Other improvements to Lowell Road, including either replacing or renovating the Lowell Bridge, remain several years from getting underway, Hollander said.

The department also will complete the installation of sidewalks along Carr Hill Road, just east of the Interstate 65, during the year.

The commissioners have expressed approval of proposed improvements to Anderson Falls Park that will be considered later this year.

Unfunded mandates

Unfunded mandates, which allow state or federal lawmakers to approve laws or regulations — and then require city and county governments to pay for them — are always a concern, the commissioners said.

The most well-known example of an unfunded mandate was the federal 1990 Americans With Disabilities Act, which called for local units of government to make expensive accessibility improvements with little to no additional federal funding.

A more recent example emerged in January 2016, when the Indiana General Assembly began requiring low-level felons to serve their sentences in county jails instead of state prisons.

But it wasn’t until jail overcrowding became a constant issue in 2017 that the consequences were felt locally, Flohr said.

It also was the state that demanded all Indiana courts switch to a new software system for record-keeping in 2017. It forced Bartholomew County officials to hire up to four new court employees to carry out that requirement, Tucker said.

When the state required the Bartholomew County Auditor’s office to implement new internal record-keeping controls, it cost the county $50,000, Kleinhenz said.

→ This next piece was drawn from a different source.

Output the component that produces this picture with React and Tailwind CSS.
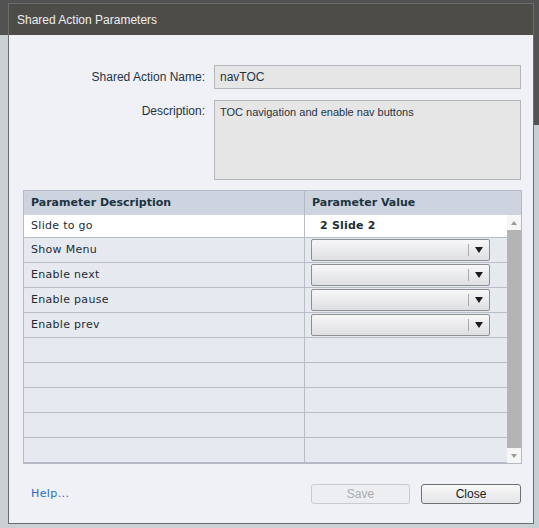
import React from "react";

const rows = [
  { name: "Slide to go", value: "2 Slide 2", kind: "text" },
  { name: "Show Menu", kind: "select" },
  { name: "Enable next", kind: "select" },
  { name: "Enable pause", kind: "select" },
  { name: "Enable prev", kind: "select" },
  { name: "", kind: "empty" },
  { name: "", kind: "empty" },
  { name: "", kind: "empty" },
  { name: "", kind: "empty" },
  { name: "", kind: "empty" },
];

const uiFont = { fontFamily: '"Liberation Sans", Arial, sans-serif' };
const gridFont = { fontFamily: '"DejaVu Sans", Verdana, sans-serif' };

function Dropdown() {
  return (
    <div className="ml-[6px] flex h-[22px] w-[179px] items-center rounded-[2px] border border-[#8c8f94] bg-gradient-to-b from-[#f7f7f8] to-[#dedfe2]">
      <div className="flex-1" />
      <div className="h-[12px] w-px bg-[#a9abaf]" />
      <div className="flex w-[20px] justify-center">
        <svg width="8" height="6" viewBox="0 0 8 6">
          <path d="M0 0h8L4 6z" fill="#1d1d1d" />
        </svg>
      </div>
    </div>
  );
}

function Row({ row, first }) {
  return (
    <div
      className={`flex border-b border-[#b9bdc5] ${first ? "h-[23px] bg-white" : "h-[25px] bg-[#e6e9f0]"}`}
    >
      <div className="flex w-[281px] items-center border-r border-[#b9bdc5] pl-[7px] text-[11px] tracking-[0.3px] text-[#1c2c36]" style={gridFont}>
        {row.name}
      </div>
      <div className="flex flex-1 items-center">
        {row.kind === "text" && (
          <span className="pl-[15px] text-[11px] font-bold tracking-[0.2px] text-[#1c2c36]" style={gridFont}>
            {row.value}
          </span>
        )}
        {row.kind === "select" && <Dropdown />}
      </div>
    </div>
  );
}

export default function App() {
  return (
    <div className="relative h-[528px] w-[539px] overflow-hidden bg-[linear-gradient(to_bottom,#525252_0,#525252_35px,#cbd0d3_35px)] pt-[3px] pl-[8px]">
      <div className="absolute right-0 top-0 h-[125px] w-[6px] bg-[#525252]" />
      <div className="absolute right-0 top-[125px] h-[403px] w-[6px] bg-[#c5d0d4]" />
      <div className="relative flex h-[521px] w-[526px] flex-col border border-[#6d6d6d] bg-[#eff1f6]" style={uiFont}>
        <div className="flex h-[31px] items-center bg-[#4d4c49] pl-[8px] text-[12px] text-[#eeeeee]">
          Shared Action Parameters
        </div>

        <div className="flex flex-col gap-[11px] pl-[14px] pr-[12px] pt-[30px]">
          <div className="flex items-center gap-[9px]">
            <div className="w-[182px] text-right text-[12px] text-[#1e3444]">Shared Action Name:</div>
            <div className="flex h-[24px] flex-1 items-center border border-[#b5b7ba] bg-[#e6e6e6] pl-[5px] text-[12px] text-[#1e3444]">
              navTOC
            </div>
          </div>
          <div className="flex items-start gap-[9px]">
            <div className="w-[182px] pt-[2px] text-right text-[12px] text-[#1e3444]">Description:</div>
            <div className="h-[80px] flex-1 border border-[#b5b7ba] bg-[#e6e6e6] pl-[5px] pt-[3px] text-[11px] text-[#1e3444]">
              TOC navigation and enable nav buttons
            </div>
          </div>
        </div>

        <div className="ml-[14px] mt-[10px] w-[499px] border border-[#b4bac5]">
          <div className="flex h-[24px] bg-[#cdd4df] text-[11px] font-bold text-[#1c3340]" style={gridFont}>
            <div className="flex w-[281px] items-center border-r border-[#b4bac5] pl-[7px]">Parameter Description</div>
            <div className="flex items-center pl-[7px]">Parameter Value</div>
          </div>
          <div className="flex">
            <div className="flex-1">
              {rows.map((r, i) => (
                <Row key={i} row={r} first={i === 0} />
              ))}
            </div>
            <div className="flex w-[14px] flex-col bg-[#b4b4b4]">
              <div className="flex h-[15px] items-center justify-center bg-[#f6f6f6]">
                <svg width="6" height="4" viewBox="0 0 6 4">
                  <path d="M3 0l3 4H0z" fill="#9a9a9a" />
                </svg>
              </div>
              <div className="flex-1" />
              <div className="flex h-[15px] items-center justify-center bg-[#f6f6f6]">
                <svg width="6" height="4" viewBox="0 0 6 4">
                  <path d="M0 0h6L3 4z" fill="#9a9a9a" />
                </svg>
              </div>
            </div>
          </div>
        </div>

        <div className="mt-[20px] flex items-center pl-[22px] pr-[12px]">
          <a className="text-[11px] tracking-[0.4px] text-[#2a6bc4]" style={gridFont}>Help...</a>
          <div className="flex-1" />
          <button className="h-[20px] w-[99px] rounded-[3px] border border-[#c9cbcf] bg-[#eceef2] text-[12px] text-[#a9abaf]">
            Save
          </button>
          <button className="ml-[11px] h-[20px] w-[100px] rounded-[3px] border border-[#6f7175] bg-gradient-to-b from-[#f8f8f8] to-[#e4e5e8] text-[12px] text-[#1a1a1a]">
            Close
          </button>
        </div>
      </div>
    </div>
  );
}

That was on top of a regular, state-mandated audit that costs about $45,000.

2017 accomplishments

Here are some of the top accomplishments 2017, as listed by the Bartholomew County commissioners:

  • Finding permanent homes for the Purdue Extension office and nursing division of the county health department.
  • Completing reorganization of the county’s information technology department, which lost all of its employees in 2016.
  • Finishing several interior renovations to county buildings with a five-member, in-house maintenance staff, instead of using contractors.